Scheme - Finding all indexes of occurrences of a list element

Question

new member to Stack Overflow here. I'm trying to find the indices of all occurrences of an element in Scheme but I'm not sure how to advance my code past the following - printing the first occurrence - maybe someone could please help:

(define positions
  (lambda (A L)
    (if (null? L)
        -1
        (if (eq? (car L) A)
            0
            (if (= (positions A (cdr L)) -1) 
                -1
                (+ 1 (positions A (cdr L))))))))

Answer 1

The first observations is that to return all solutions the function should return a list of the indices. If an element is not found, then it should return the empty list.

The second observation is that, whether or not the element is found the search should continue in the rest of the list.

Third we need an extra argument to keep track of the current position.

(define positions
  (lambda (A L i)
    (if (null? L)
        '()                                       ; not found
        (if (equal? (car L) A)
            (cons i                               ; found at index i
                  (positions A (cdr L) (+ i 1)))  ;   and continue
            (positions A (cdr L) (+ i 1))))))     ; not found, continue

> (positions 'a '(a b a c a d) 0)
'(0 2 4)

Answer 2

Adding to answer by @ceving , cond can also be used in loops and may make the code clearer:

(define (positions A L)
  (let loop ((i 0)
             (r '())
             (L L))
    (cond
      [(null? L)
       (reverse r)]
      [(eq? (car L) A)
       (loop (+ i 1) (cons i r) (cdr L))]
      [else
       (loop (+ i 1) r (cdr L))]  
      )))

Answer 3

Your code does not use any kind of loop. In order to get all occurrences you have to iterate somehow.

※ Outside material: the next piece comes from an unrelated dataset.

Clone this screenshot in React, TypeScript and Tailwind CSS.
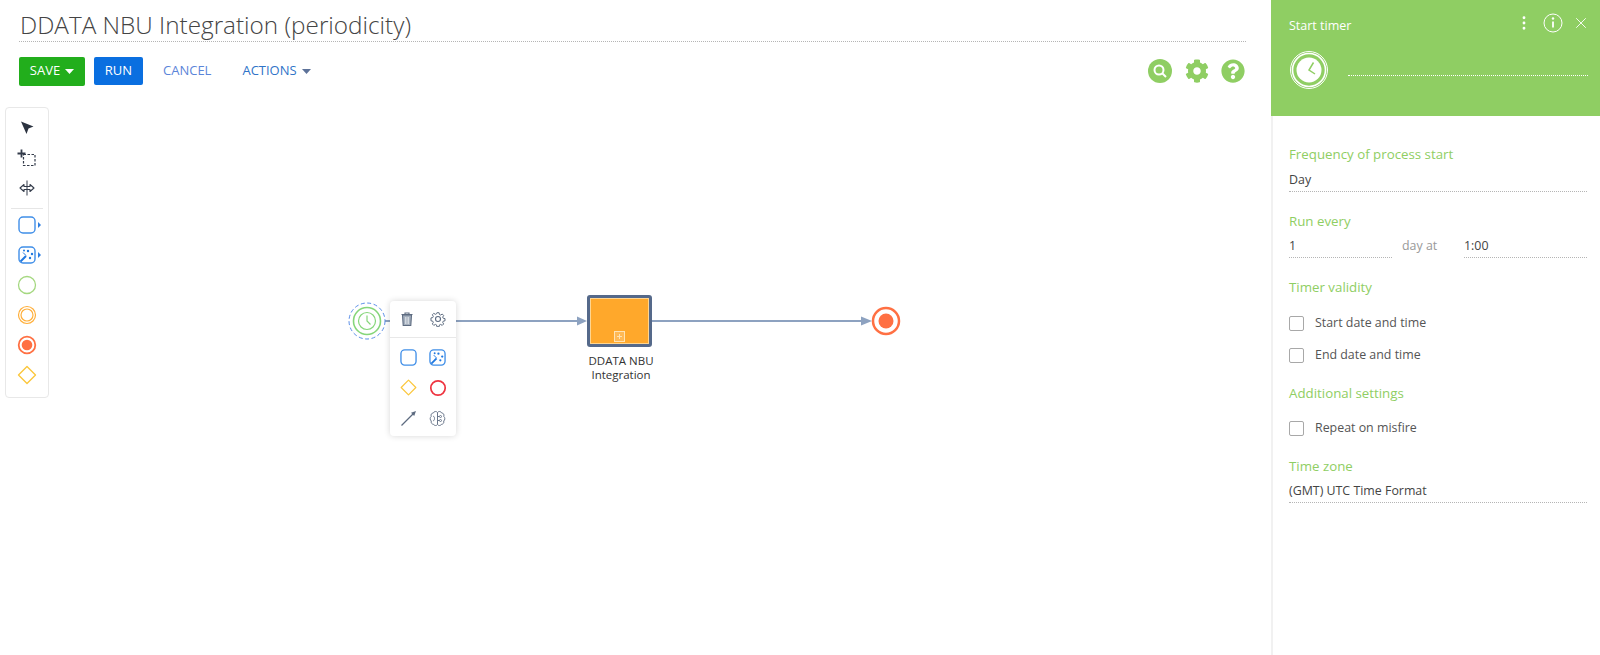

In Scheme this is done typically by recursion with a named let. During each iteration you have an index variable i, the result list r and the remaining input list L, which gets smaller during each iteration step.

The if clause of your example can be simplified.

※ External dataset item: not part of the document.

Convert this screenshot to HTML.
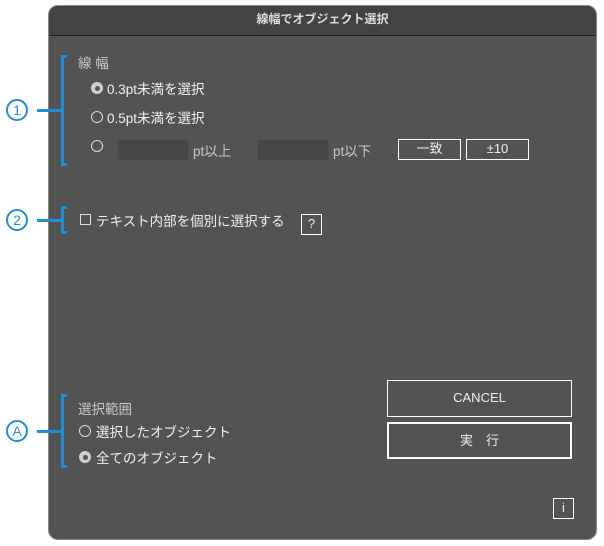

If you find the value in the first element of the list, then increment the index, append the current index to the result list and continue with the rest of the input list.

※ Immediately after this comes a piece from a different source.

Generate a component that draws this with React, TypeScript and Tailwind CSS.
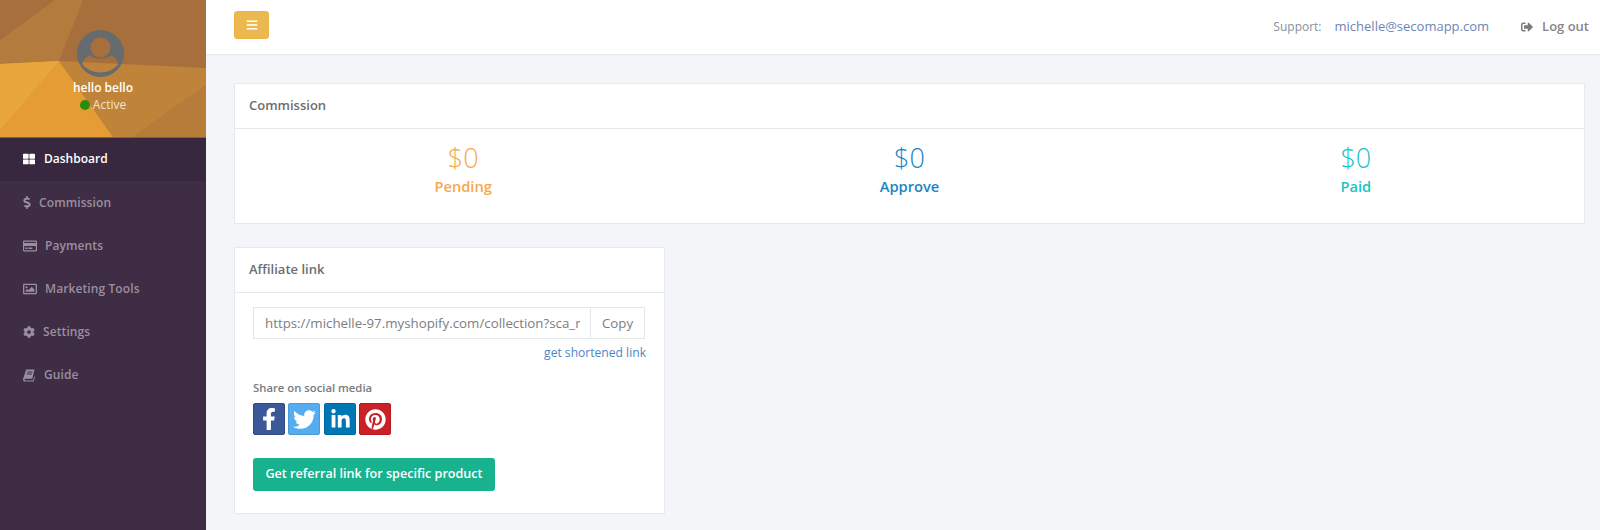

If you do not have a match, than increment the index, but do not add the index to the result list and continue also with the remaining input list.

You have reached the end of the input list when L is null. In that case return the result list. You have to reverse the result list, because cons appends at the beginning.

(define positions
  (lambda (A L)
    (let loop ((i 0)
               (r '())
               (L L))
      (if (null? L)
          (reverse r)
          (if (eq? (car L) A)
              (loop (+ i 1) (cons i r) (cdr L))
              (loop (+ i 1) r (cdr L)))))))

You can avoid typing the loop command twice by putting the if clause into the argument of the loop.

(define positions
  (lambda (A L)
    (let loop ((i 0)
               (r '())
               (L L))
      (if (null? L)
          (reverse r)
          (loop (+ i 1)
                (if (eq? (car L) A)
                    (cons i r)
                    r)
                (cdr L))))))

BTW: Scheme is not statically typed as C or Java. This means you do not need to encode errors in reserved variable values as it is done in C with -1. In Scheme you return either false #f or an empty list '() or you throw an error with (error "Sorry").

Answer 4

You need a helper to hold the extra variables such as the current index you are examining:

(define (positions needle haystack)
  (define (helper index haystack result)
    (cond (<haystack empty> result)
          (<first element matches needle> 
           <recurse increment index, cdr haystack and cons index to result>)
          (else <recurse increment index, cdr haystack, same result>)))
  (helper 0 haystack '()))

Note that (define (a args ...) body ...) is the same as (define a (lambda (args ...) body ...)).